Eutrofiëring of vermesting zorgt er voor dat er meer voedingsstoffen aanwezig zijn in de bodem, de lucht en het water.
42
Habitat vs niche vs microklimaat
Habitat = het eigen plekje voor een soort binnen levensgemeenschap Niche = taak en functie van een soort Microklimaat = wanneer de omstandigheden op een kleine schaal anders zijn dan je op basis van het klimaat zou verwachten (vanwege geografie, begroeiing, wind, menselijk ingrijpen).
43
Wat is nodig voor depolarisatie?
Repolarisatie.
44
Wat zijn gameten en spore?
Gameet = haploïde cel die dient voor de geslachtelijke voortplanting. Spore = een klein, eencellig reproductief lichaam dat meestal bestand is tegen uitdroging en hitte, en dat tot een nieuw organisme kan uitgroeien.
45
Moet je resusnegatief of resuspositief zijn om het antigeen te hebben? Wat kan er fout gaan bij zwangerschap mbt resus dat bloedarmoede veroorzaakt?

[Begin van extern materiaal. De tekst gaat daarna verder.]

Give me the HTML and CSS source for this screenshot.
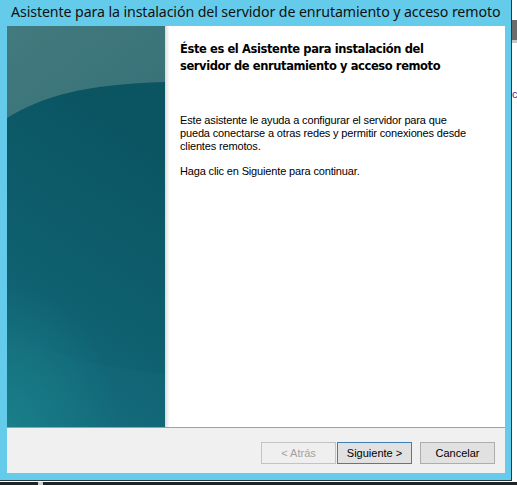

Resuspositief heeft antigeen, resusnegatief kan antistoffen aanmaken (omdat het de antigenen als lichaamsvreemd beschouwd). Als een resus negatieve moeder in aanraking komt met het resus positieve bloed van haar kind dan kan zij antistoffen aanmaken. Deze antistoffen komen via de navelstreng ook in het bloed van de baby terecht. Daar breken ze de rode bloedcellen van uw kind af.